I hurried through the swinging doors and saw my companions rushing toward the back of the enormous kitchen. The staff regarded us wide-eyed, less fearful than perplexed. The culinary cacophony in the kitchen had partly masked the gunfire. The busy workers appeared in fact to be in a state of such utter perplexity at our frantic intrusion that you might say they were nonplussed, even if you could expect to be criticized for using that word.
We found our way into the night and sprinted along the back of the enormous building, which covered a few acres. I suppose Bridget must have been as radiant as ever, no less so than the Roman goddess Diana. She was certainly lithe and swift, considering the volume of pulled pork that she’d eaten. But running with her under the moon in the aftermath of a hunt was far less romantic than I had imagined and not at all mystical.

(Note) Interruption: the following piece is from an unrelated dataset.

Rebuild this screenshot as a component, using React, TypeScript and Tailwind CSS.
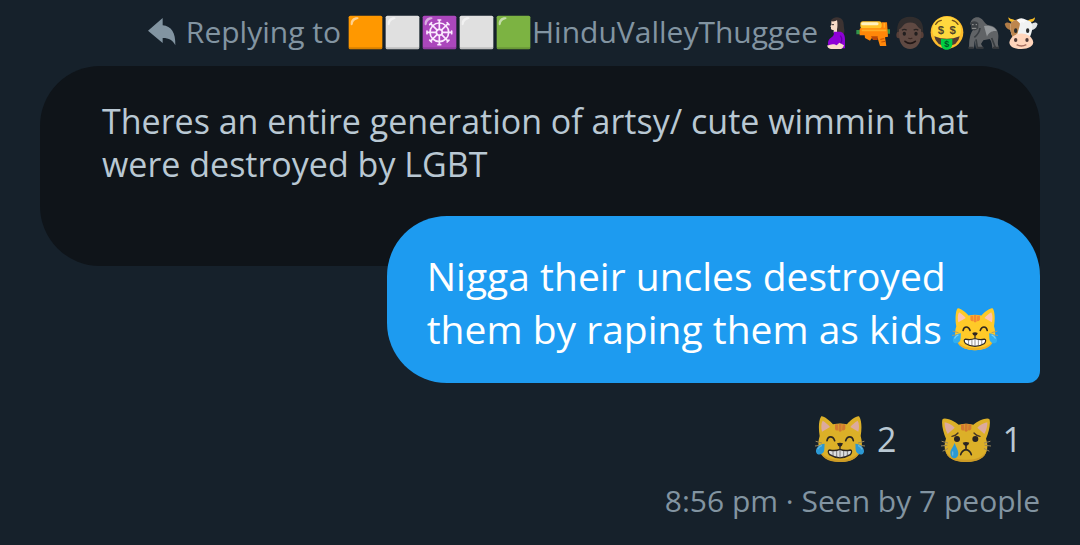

I thought we’d never make it around the building to the parking lot without pursuit, would never make it to the Buick without being apprehended by truck-stop security. I was wrong. Sparky took the keys from me and said he would drive, and Bridget meant to ride up front. I plunged into the back seat and pulled the door shut and lay gasping for breath, at first staying below the windows lest more Screamers were in the vicinity and would open fire on us.
BACK IN THE DAY
THE BOY, THE FATHER, THE ANTS
My best friend at the orphanage was Litton Ormond, though only the nuns and I knew that was his real name, and even I didn’t know it until he had been my roommate for almost a year. He lived with us under the name Peter Claver, which the sisters selected for reasons more clear to them than to me; Peter Claver was the saint who fed—and pressed hard for the freedom of—the African slaves in Colombia in the early 1600s. Litton, a.k.a. Peter, was nine when he came to Mater Misericordi?, a year older than me, and for the next three years, he looked out for me as if he were my older brother. He wasn’t strong or tough, but he was steadfast and brave.
When he finally shared his story with me, late one night when neither of us could sleep, I was in awe of him because of how he had coped with a horror that I could not imagine being able to endure. And I knew it was all true, because it had been a media sensation the previous year.
Corbett Ormond, Litton’s father, was a wife beater. In May of the year that Litton turned eight, his mother, Roxanne, left his father, filed for divorce, and moved in with her parents, Mark and Laura Rollins.
Although Corbett never contested the divorce, made no threats against his wife, even granted her sole custody of their son as if the issue meant nothing to him, he was furious. Hot-tempered and vengeful, he was also patient and cunning. For six months he had no contact with his ex-wife or his son, so that they came to feel safe. On Thanksgiving Day, when Roxanne and her brother and her sister and their children gathered at the Rollins’ home for the annual feast, Corbett came calling. He shot and killed seven adults and four children, sparing only Litton.